Alabama beat Coastal Carolina, New Mexico and Miami (all at home) to make it to New York. Next up, an opponent that also was seeded No. 1 in its corner of the NIT bracket.

Colorado (24-13) was shocked when it was snubbed by the NCAA tournament selection committee, and several college basketball analysts cried foul. But the Buffaloes used that as motivation and reeled off NIT wins over Texas Southern, California and Kent State.

"It shows that we can play out in Colorado. It shows that the program is going in a different direction. The future is bright for us," said leading scorer Alec Burks, who averages 20.5 points.

The game pits Colorado's high-octane offense against Alabama's stingy defense.

Led by Burks and senior Cory Higgins, the Buffaloes rank 11th in the nation in scoring at 80.1 points per game. The Tide, meanwhile, allow only 59.2, eighth-best in the land.


Higgins needs 13 points to tie Richard Roby's school record of 2,001. Grant called Burks "one of the best players in the country."

"The one thing we've tried to reiterate to our players is the tradition, all the great coaches, all the great players who have played in this tournament, who have coached in this tournament. It's a special thing," Colorado coach Tad Boyle said.

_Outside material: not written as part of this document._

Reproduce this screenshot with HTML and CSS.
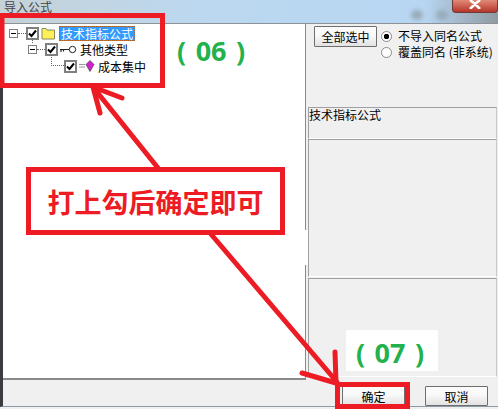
FILE: index.html
```html
<!DOCTYPE html>
<html lang="zh-CN">
<head>
    <meta charset="UTF-8">
    <title>导入公式</title>
    <link rel="stylesheet" href="styles.css">
</head>
<body>
    <div class="dialog">
        <div class="titlebar">
            <span class="title-text">导入公式</span>
            <span class="title-smudge"></span>
            <span class="title-smudge"></span>
            <span class="close-btn">
                <svg width="14" height="9" viewBox="0 0 14 9"><path d="M2 0L7 4L12 0M7 4L2 9M7 4L12 9" stroke="#fff" stroke-width="2.5" fill="none"/></svg>
            </span>
        </div>

        <div class="main">
            <div class="tree">
                <div class="tree-row row-root">
                    <span class="expander"></span>
                    <span class="dots"></span>
                    <span class="check"><svg width="9" height="9" viewBox="0 0 9 9"><path d="M1 4.5L3.5 7L8 1.5" stroke="#000" stroke-width="2" fill="none"/></svg></span>
                    <svg class="node-icon" width="15" height="13" viewBox="0 0 15 13"><path d="M1 3V1.5H5L6 3H13.5V12H1Z" fill="#ffef5a" stroke="#8a8a5a"/></svg>
                    <span class="label label-selected">技术指标公式</span>
                </div>
                <div class="tree-row row-type">
                    <span class="expander"></span>
                    <span class="dots"></span>
                    <span class="check"><svg width="9" height="9" viewBox="0 0 9 9"><path d="M1 4.5L3.5 7L8 1.5" stroke="#000" stroke-width="2" fill="none"/></svg></span>
                    <svg class="node-icon" width="17" height="9" viewBox="0 0 17 9"><path d="M0 4.5H9M1 4.5V7M3.5 4.5V6.5" stroke="#222" stroke-width="1.2" fill="none"/><circle cx="12.5" cy="4.5" r="3.2" fill="#fff" stroke="#222"/></svg>
                    <span class="label">其他类型</span>
                </div>
                <div class="tree-row row-leaf">
                    <span class="check"><svg width="9" height="9" viewBox="0 0 9 9"><path d="M1 4.5L3.5 7L8 1.5" stroke="#000" stroke-width="2" fill="none"/></svg></span>
                    <svg class="node-icon" width="16" height="12" viewBox="0 0 16 12"><path d="M0 4.5H6M0 7H6" stroke="#999" fill="none"/><path d="M11 0.5L15 4.5L11 11.5L7 4.5Z" fill="#d020d0" stroke="#444" stroke-width="0.7"/></svg>
                    <span class="label">成本集中</span>
                </div>
            </div>

            <div class="side">
                <div class="side-top">
                    <button class="win-btn select-all">全部选中</button>
                    <div class="radios">
                        <div class="radio-row"><span class="radio radio-on"></span>不导入同名公式</div>
                        <div class="radio-row"><span class="radio"></span>覆盖同名 (非系统)</div>
                    </div>
                </div>
                <div class="info-box info-name">技术指标公式</div>
                <div class="info-box info-mid"></div>
                <div class="info-box info-low"></div>
            </div>
        </div>

        <div class="footer">
            <button class="win-btn footer-btn">确定</button>
            <button class="win-btn footer-btn">取消</button>
        </div>
    </div>

    <!-- red marks drawn on top of the screenshot -->
    <svg class="marks" width="498" height="409" viewBox="0 0 498 409">
        <rect x="305" y="230" width="3" height="35" fill="#fff"/>
        <g fill="none" stroke="#ed1c24" stroke-width="5" stroke-linecap="round">
            <rect x="2" y="15.5" width="160.5" height="70" stroke-linecap="butt"/>
            <rect x="337.5" y="384.5" width="70" height="22" stroke-linecap="butt"/>
            <path d="M158 168L93 87M93 87L100 113M93 87L122 98"/>
            <path d="M210 233L337 382M335 352L336 382M302 373L336 383"/>
        </g>
    </svg>
    <div class="callout">打上勾后确定即可</div>
    <div class="step step-06">( 06 )</div>
    <div class="step step-07">( 07 )</div>
</body>
</html>
```

FILE: styles.css
```css
body {
    margin: 0;
    width: 498px;
    height: 409px;
    position: relative;
    overflow: hidden;
    font-family: "Noto Sans CJK SC", "Liberation Sans", sans-serif;
    font-size: 12px;
    color: #000;
    background: #f0f0f0;
}

.dialog {
    height: 407px;
    display: flex;
    flex-direction: column;
    box-sizing: border-box;
    border-left: 3px solid #3c3c40;
    border-bottom: 1px solid #8a9aa8;
}

.titlebar {
    height: 23px;
    margin-left: -3px;
    display: flex;
    align-items: center;
    gap: 13px;
    background: linear-gradient(to right, #c6d2d6, #bcd8f0 40%, #b8d6f2 85%, #8f9aa2);
    border-bottom: 1px solid #8d9298;
}

.title-text {
    margin-left: 4px;
    margin-right: auto;
    align-self: flex-start;
    line-height: 14px;
    color: #444;
}

.title-smudge {
    width: 12px;
    height: 10px;
    margin-top: 6px;
    background: #98acbc;
    border-radius: 6px;
    filter: blur(2px);
}

.close-btn {
    width: 46px;
    height: 13px;
    align-self: flex-start;
    margin-left: -9px;
    display: flex;
    justify-content: center;
    background: linear-gradient(#e08a78, #b8352a);
    border-radius: 0 0 4px 4px;
    border: 1px solid #6e3a36;
    border-top: none;
    box-sizing: border-box;
}

.main {
    height: 356px;
    display: flex;
}

.tree {
    width: 303px;
    box-sizing: border-box;
    background: #fff;
    border-right: 1px solid #8a8a8a;
    border-bottom: 2px solid #8a8a8a;
    padding-top: 1px;
}

.tree-row {
    height: 16.5px;
    display: flex;
    align-items: center;
    position: relative;
}

.row-root {
    padding-left: 6px;
}

.row-type {
    padding-left: 25px;
}

.row-leaf {
    padding-left: 61px;
}

.row-type::before {
    content: "";
    position: absolute;
    left: 29px;
    top: -4px;
    height: 5px;
    border-left: 1px dotted #666;
}

.row-leaf::before {
    content: "";
    position: absolute;
    left: 48px;
    top: -3px;
    width: 14px;
    height: 10px;
    border-left: 1px dotted #666;
    border-bottom: 1px dotted #666;
}

.expander {
    width: 7px;
    height: 7px;
    border: 1px solid #808080;
    background: linear-gradient(#000, #000) center / 5px 1px no-repeat #fff;
}

.dots {
    width: 8px;
    border-top: 1px dotted #666;
}

.check {
    width: 9px;
    height: 9px;
    border: 2px solid #808080;
    display: flex;
    background: #fff;
}

.node-icon {
    margin-left: 2px;
    flex-shrink: 0;
}

.label {
    margin-left: 2px;
    padding: 0 1px;
    line-height: 15px;
    white-space: nowrap;
}

.label-selected {
    margin-left: 3px;
    padding: 0 2px;
    background: #3399ff;
    color: #fff;
    outline: 1px dotted #b06020;
    outline-offset: -1px;
}

.side {
    flex: 1;
    padding-left: 2px;
    padding-right: 1px;
}

.side-top {
    height: 83px;
    display: flex;
    gap: 4px;
    padding: 2px 0 0 6px;
    box-sizing: border-box;
}

.win-btn {
    font-family: inherit;
    font-size: 12px;
    padding: 0;
    background: linear-gradient(#fafafa 40%, #e2e2e2);
    border: 1px solid #6e6e6e;
    border-radius: 1px;
}

.select-all {
    width: 63px;
    height: 21px;
}

.radios {
    padding-top: 2px;
}

.radio-row {
    height: 16px;
    line-height: 16px;
    display: flex;
    align-items: center;
    gap: 6px;
    white-space: nowrap;
}

.radio {
    width: 9px;
    height: 9px;
    border: 1px solid #8a8a8a;
    border-radius: 50%;
    background: #fff;
}

.radio-on {
    background: radial-gradient(circle, #000 2.5px, #fff 3px);
}

.info-box {
    box-sizing: border-box;
    border: 1px solid #a0a0a0;
    border-right-color: #c8c8c8;
    border-bottom-color: #fff;
    line-height: 14px;
}

.info-name {
    height: 32px;
}

.info-mid {
    height: 138px;
    margin-bottom: 1px;
}

.info-low {
    height: 99px;
}

.footer {
    flex: 1;
    display: flex;
    justify-content: flex-end;
    align-items: flex-start;
    gap: 20px;
    padding: 6px 10px 0 0;
}

.footer-btn {
    width: 63px;
    height: 20px;
}

.marks {
    position: absolute;
    top: 0;
    left: 0;
}

.callout {
    position: absolute;
    left: 26px;
    top: 167px;
    width: 259px;
    height: 68px;
    box-sizing: border-box;
    border: 5px solid #ed1c24;
    background: #fff;
    display: flex;
    align-items: center;
    justify-content: center;
    color: #ed1c24;
    font-size: 27px;
    font-weight: bold;
}

.step {
    position: absolute;
    color: #22b14c;
    font-family: "Noto Sans", sans-serif;
    font-size: 27px;
    font-weight: bold;
    line-height: 41px;
    word-spacing: 2.5px;
    white-space: pre;
}

.step-06 {
    left: 177px;
    top: 30px;
}

.step-07 {
    left: 346px;
    top: 330px;
    width: 92px;
    height: 41px;
    box-sizing: border-box;
    padding-right: 4px;
    line-height: 45px;
    text-align: center;
    background: #fff;
}
```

"You never know what life is going to throw at you and three weeks ago, 2½ weeks ago, we were thrown a little bit of a curveball. But we hit it, because our guys have responded the right way. They have not whined about it, cried about it. We're not going to do that."

No. 2 seed Washington State (22-12) has had three prominent players suspended this season after being cited for misdemeanor marijuana possession, including leading scorer Klay Thompson, the son of former NBA player Mychal Thompson, the top pick in the 1978 draft.

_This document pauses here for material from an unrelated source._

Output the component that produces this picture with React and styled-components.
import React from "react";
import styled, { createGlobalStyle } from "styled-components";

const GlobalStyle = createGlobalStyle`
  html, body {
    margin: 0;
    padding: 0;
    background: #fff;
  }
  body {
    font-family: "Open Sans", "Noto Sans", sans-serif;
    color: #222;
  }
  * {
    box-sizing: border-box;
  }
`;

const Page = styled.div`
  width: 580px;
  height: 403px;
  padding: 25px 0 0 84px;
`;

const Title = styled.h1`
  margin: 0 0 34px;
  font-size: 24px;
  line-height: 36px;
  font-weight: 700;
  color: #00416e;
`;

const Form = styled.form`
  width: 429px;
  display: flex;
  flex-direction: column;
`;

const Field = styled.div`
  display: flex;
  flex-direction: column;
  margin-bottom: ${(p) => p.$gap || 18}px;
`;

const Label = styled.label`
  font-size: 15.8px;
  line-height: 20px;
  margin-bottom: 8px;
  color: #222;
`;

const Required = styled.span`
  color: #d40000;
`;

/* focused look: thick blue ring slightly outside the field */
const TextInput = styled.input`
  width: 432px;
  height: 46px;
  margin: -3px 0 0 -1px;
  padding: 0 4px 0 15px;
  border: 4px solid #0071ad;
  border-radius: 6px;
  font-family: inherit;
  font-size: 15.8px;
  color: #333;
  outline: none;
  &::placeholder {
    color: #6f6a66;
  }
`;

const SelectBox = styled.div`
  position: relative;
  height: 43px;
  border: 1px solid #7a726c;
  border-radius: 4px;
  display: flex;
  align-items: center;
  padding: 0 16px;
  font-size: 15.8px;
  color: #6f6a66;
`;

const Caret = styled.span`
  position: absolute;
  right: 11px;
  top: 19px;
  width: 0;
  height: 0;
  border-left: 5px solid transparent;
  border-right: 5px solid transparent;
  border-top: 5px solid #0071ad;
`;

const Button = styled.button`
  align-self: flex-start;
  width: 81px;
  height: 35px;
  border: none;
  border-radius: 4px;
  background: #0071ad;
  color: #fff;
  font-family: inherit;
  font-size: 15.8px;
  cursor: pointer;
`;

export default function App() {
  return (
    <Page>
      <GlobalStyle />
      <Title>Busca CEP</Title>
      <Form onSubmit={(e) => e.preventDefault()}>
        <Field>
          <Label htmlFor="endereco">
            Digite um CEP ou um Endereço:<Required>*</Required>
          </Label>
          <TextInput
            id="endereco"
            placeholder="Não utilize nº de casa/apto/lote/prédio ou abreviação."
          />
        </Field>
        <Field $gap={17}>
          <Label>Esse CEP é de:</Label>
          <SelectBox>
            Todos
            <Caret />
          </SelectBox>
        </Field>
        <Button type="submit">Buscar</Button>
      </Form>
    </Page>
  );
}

"I think where he takes it from his dad is in the genes I think is that warrior-type attitude. He doesn't really show it emotionally, but he's a competitor. He's a real competitor. He brings it most every possession," coach Ken Bone said.

Bone will have his full roster available against the Shockers (27-8), who finished second in the Missouri Valley Conference. They are carrying the mid-major flag in the NIT just as VCU and Butler have done in the NCAAs.

"I like to use the term non-BCS, because there's very little that's mid-major about our program. We are a first-class program," said coach Gregg Marshall, excited to step inside Madison Square Garden for the first time.

"This mid-major label or whatever is a misnomer. The bottom line is there's a lot of great teams, there's a lot of great players, a lot of great coaches. And when given the opportunity on a neutral floor, you see it more and more and more," he added. "I think people get caught up too often in, if it's not BCS it's not good enough. That's not the case."

The Cougars and Shockers are in the semifinals for the first time. Colorado is the only one of the four teams with an NIT title, which it won way back in 1940.